┏━━
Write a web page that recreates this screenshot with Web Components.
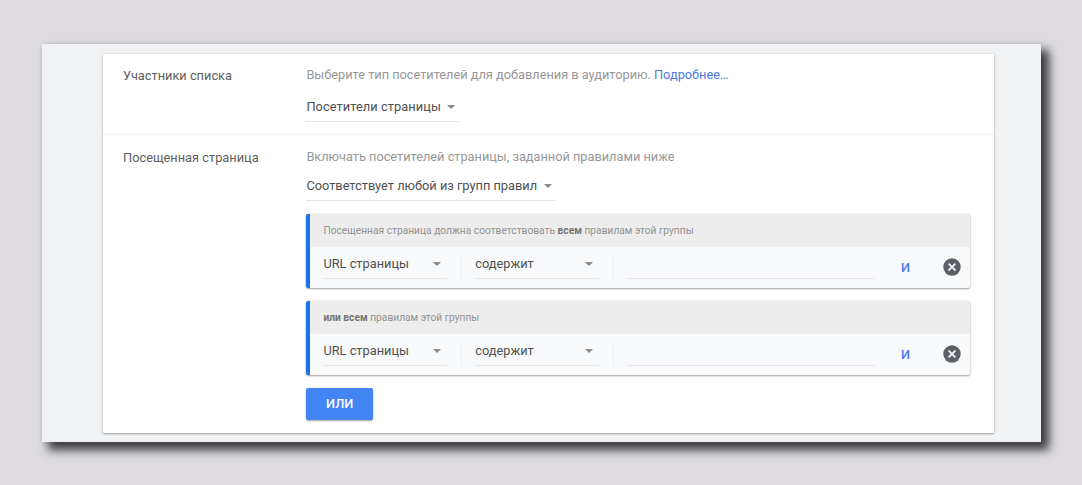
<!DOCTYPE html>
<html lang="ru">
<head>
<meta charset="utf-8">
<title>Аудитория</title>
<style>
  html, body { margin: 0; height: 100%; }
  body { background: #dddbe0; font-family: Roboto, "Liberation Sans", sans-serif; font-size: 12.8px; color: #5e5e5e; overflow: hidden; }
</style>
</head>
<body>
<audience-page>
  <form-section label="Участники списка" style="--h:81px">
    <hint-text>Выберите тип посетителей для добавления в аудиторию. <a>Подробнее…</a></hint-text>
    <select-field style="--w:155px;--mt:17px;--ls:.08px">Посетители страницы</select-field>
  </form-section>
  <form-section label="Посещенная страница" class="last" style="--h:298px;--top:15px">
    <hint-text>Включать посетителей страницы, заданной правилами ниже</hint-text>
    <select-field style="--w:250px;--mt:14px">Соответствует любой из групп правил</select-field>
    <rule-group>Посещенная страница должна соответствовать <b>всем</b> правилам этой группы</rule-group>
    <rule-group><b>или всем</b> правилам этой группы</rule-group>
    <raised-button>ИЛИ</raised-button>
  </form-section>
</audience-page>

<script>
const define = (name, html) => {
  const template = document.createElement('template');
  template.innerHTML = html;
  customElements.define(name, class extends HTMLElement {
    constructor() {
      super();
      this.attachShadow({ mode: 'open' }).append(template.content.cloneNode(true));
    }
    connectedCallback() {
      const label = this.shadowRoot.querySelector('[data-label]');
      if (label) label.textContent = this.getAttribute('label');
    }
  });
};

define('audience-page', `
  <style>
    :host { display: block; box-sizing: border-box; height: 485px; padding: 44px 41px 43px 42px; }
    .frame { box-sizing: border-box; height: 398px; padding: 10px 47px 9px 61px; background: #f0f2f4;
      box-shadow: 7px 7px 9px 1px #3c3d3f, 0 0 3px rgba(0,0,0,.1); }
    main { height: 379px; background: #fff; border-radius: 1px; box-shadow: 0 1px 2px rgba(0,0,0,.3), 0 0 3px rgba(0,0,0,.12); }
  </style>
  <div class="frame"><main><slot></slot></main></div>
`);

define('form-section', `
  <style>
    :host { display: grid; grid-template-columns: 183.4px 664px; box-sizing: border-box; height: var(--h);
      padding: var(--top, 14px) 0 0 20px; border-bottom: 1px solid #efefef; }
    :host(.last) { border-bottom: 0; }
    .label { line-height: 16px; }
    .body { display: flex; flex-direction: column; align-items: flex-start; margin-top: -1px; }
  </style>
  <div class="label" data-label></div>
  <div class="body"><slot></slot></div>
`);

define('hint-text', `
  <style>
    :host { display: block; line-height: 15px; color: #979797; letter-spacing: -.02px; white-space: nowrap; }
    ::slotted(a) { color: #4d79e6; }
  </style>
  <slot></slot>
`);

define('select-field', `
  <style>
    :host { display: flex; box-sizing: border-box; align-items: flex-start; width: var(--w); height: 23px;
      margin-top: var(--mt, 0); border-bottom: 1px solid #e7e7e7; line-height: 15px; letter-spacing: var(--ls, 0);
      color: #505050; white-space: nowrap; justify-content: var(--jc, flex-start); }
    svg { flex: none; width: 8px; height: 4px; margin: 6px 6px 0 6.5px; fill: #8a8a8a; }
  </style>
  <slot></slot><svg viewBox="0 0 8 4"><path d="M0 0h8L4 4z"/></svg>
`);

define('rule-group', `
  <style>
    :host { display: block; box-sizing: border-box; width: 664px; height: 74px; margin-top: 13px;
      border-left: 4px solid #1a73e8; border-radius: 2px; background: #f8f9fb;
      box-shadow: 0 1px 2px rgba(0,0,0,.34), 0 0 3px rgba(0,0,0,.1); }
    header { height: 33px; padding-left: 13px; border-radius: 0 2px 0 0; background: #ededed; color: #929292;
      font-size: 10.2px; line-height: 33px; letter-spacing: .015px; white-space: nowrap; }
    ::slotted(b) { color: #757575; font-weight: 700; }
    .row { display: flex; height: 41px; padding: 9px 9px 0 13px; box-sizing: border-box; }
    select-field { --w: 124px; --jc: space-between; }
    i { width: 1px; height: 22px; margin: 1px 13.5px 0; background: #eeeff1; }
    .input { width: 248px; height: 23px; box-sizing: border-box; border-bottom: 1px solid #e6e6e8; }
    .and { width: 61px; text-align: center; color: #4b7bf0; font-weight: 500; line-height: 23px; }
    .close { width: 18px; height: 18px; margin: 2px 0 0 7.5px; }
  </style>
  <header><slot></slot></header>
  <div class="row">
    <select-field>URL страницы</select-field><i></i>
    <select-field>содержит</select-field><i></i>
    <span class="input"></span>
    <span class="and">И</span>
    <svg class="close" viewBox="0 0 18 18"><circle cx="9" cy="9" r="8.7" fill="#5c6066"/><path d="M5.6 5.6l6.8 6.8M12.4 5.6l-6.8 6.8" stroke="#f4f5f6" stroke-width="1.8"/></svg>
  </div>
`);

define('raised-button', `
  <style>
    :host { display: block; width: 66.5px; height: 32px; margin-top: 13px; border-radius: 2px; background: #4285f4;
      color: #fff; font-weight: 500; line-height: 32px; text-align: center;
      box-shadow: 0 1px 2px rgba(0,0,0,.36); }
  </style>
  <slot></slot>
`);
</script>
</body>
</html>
┗━━
Restate the whole listing above exactly, except for its images.

Write a web page that recreates this screenshot with Web Components.
<!DOCTYPE html>
<html lang="ru">
<head>
<meta charset="utf-8">
<title>Аудитория</title>
<style>
  html, body { margin: 0; height: 100%; }
  body { background: #dddbe0; font-family: Roboto, "Liberation Sans", sans-serif; font-size: 12.8px; color: #5e5e5e; overflow: hidden; }
</style>
</head>
<body>
<audience-page>
  <form-section label="Участники списка" style="--h:81px">
    <hint-text>Выберите тип посетителей для добавления в аудиторию. <a>Подробнее…</a></hint-text>
    <select-field style="--w:155px;--mt:17px;--ls:.08px">Посетители страницы</select-field>
  </form-section>
  <form-section label="Посещенная страница" class="last" style="--h:298px;--top:15px">
    <hint-text>Включать посетителей страницы, заданной правилами ниже</hint-text>
    <select-field style="--w:250px;--mt:14px">Соответствует любой из групп правил</select-field>
    <rule-group>Посещенная страница должна соответствовать <b>всем</b> правилам этой группы</rule-group>
    <rule-group><b>или всем</b> правилам этой группы</rule-group>
    <raised-button>ИЛИ</raised-button>
  </form-section>
</audience-page>

<script>
const define = (name, html) => {
  const template = document.createElement('template');
  template.innerHTML = html;
  customElements.define(name, class extends HTMLElement {
    constructor() {
      super();
      this.attachShadow({ mode: 'open' }).append(template.content.cloneNode(true));
    }
    connectedCallback() {
      const label = this.shadowRoot.querySelector('[data-label]');
      if (label) label.textContent = this.getAttribute('label');
    }
  });
};

define('audience-page', `
  <style>
    :host { display: block; box-sizing: border-box; height: 485px; padding: 44px 41px 43px 42px; }
    .frame { box-sizing: border-box; height: 398px; padding: 10px 47px 9px 61px; background: #f0f2f4;
      box-shadow: 7px 7px 9px 1px #3c3d3f, 0 0 3px rgba(0,0,0,.1); }
    main { height: 379px; background: #fff; border-radius: 1px; box-shadow: 0 1px 2px rgba(0,0,0,.3), 0 0 3px rgba(0,0,0,.12); }
  </style>
  <div class="frame"><main><slot></slot></main></div>
`);

define('form-section', `
  <style>
    :host { display: grid; grid-template-columns: 183.4px 664px; box-sizing: border-box; height: var(--h);
      padding: var(--top, 14px) 0 0 20px; border-bottom: 1px solid #efefef; }
    :host(.last) { border-bottom: 0; }
    .label { line-height: 16px; }
    .body { display: flex; flex-direction: column; align-items: flex-start; margin-top: -1px; }
  </style>
  <div class="label" data-label></div>
  <div class="body"><slot></slot></div>
`);

define('hint-text', `
  <style>
    :host { display: block; line-height: 15px; color: #979797; letter-spacing: -.02px; white-space: nowrap; }
    ::slotted(a) { color: #4d79e6; }
  </style>
  <slot></slot>
`);

define('select-field', `
  <style>
    :host { display: flex; box-sizing: border-box; align-items: flex-start; width: var(--w); height: 23px;
      margin-top: var(--mt, 0); border-bottom: 1px solid #e7e7e7; line-height: 15px; letter-spacing: var(--ls, 0);
      color: #505050; white-space: nowrap; justify-content: var(--jc, flex-start); }
    svg { flex: none; width: 8px; height: 4px; margin: 6px 6px 0 6.5px; fill: #8a8a8a; }
  </style>
  <slot></slot><svg viewBox="0 0 8 4"><path d="M0 0h8L4 4z"/></svg>
`);

define('rule-group', `
  <style>
    :host { display: block; box-sizing: border-box; width: 664px; height: 74px; margin-top: 13px;
      border-left: 4px solid #1a73e8; border-radius: 2px; background: #f8f9fb;
      box-shadow: 0 1px 2px rgba(0,0,0,.34), 0 0 3px rgba(0,0,0,.1); }
    header { height: 33px; padding-left: 13px; border-radius: 0 2px 0 0; background: #ededed; color: #929292;
      font-size: 10.2px; line-height: 33px; letter-spacing: .015px; white-space: nowrap; }
    ::slotted(b) { color: #757575; font-weight: 700; }
    .row { display: flex; height: 41px; padding: 9px 9px 0 13px; box-sizing: border-box; }
    select-field { --w: 124px; --jc: space-between; }
    i { width: 1px; height: 22px; margin: 1px 13.5px 0; background: #eeeff1; }
    .input { width: 248px; height: 23px; box-sizing: border-box; border-bottom: 1px solid #e6e6e8; }
    .and { width: 61px; text-align: center; color: #4b7bf0; font-weight: 500; line-height: 23px; }
    .close { width: 18px; height: 18px; margin: 2px 0 0 7.5px; }
  </style>
  <header><slot></slot></header>
  <div class="row">
    <select-field>URL страницы</select-field><i></i>
    <select-field>содержит</select-field><i></i>
    <span class="input"></span>
    <span class="and">И</span>
    <svg class="close" viewBox="0 0 18 18"><circle cx="9" cy="9" r="8.7" fill="#5c6066"/><path d="M5.6 5.6l6.8 6.8M12.4 5.6l-6.8 6.8" stroke="#f4f5f6" stroke-width="1.8"/></svg>
  </div>
`);

define('raised-button', `
  <style>
    :host { display: block; width: 66.5px; height: 32px; margin-top: 13px; border-radius: 2px; background: #4285f4;
      color: #fff; font-weight: 500; line-height: 32px; text-align: center;
      box-shadow: 0 1px 2px rgba(0,0,0,.36); }
  </style>
  <slot></slot>
`);
</script>
</body>
</html>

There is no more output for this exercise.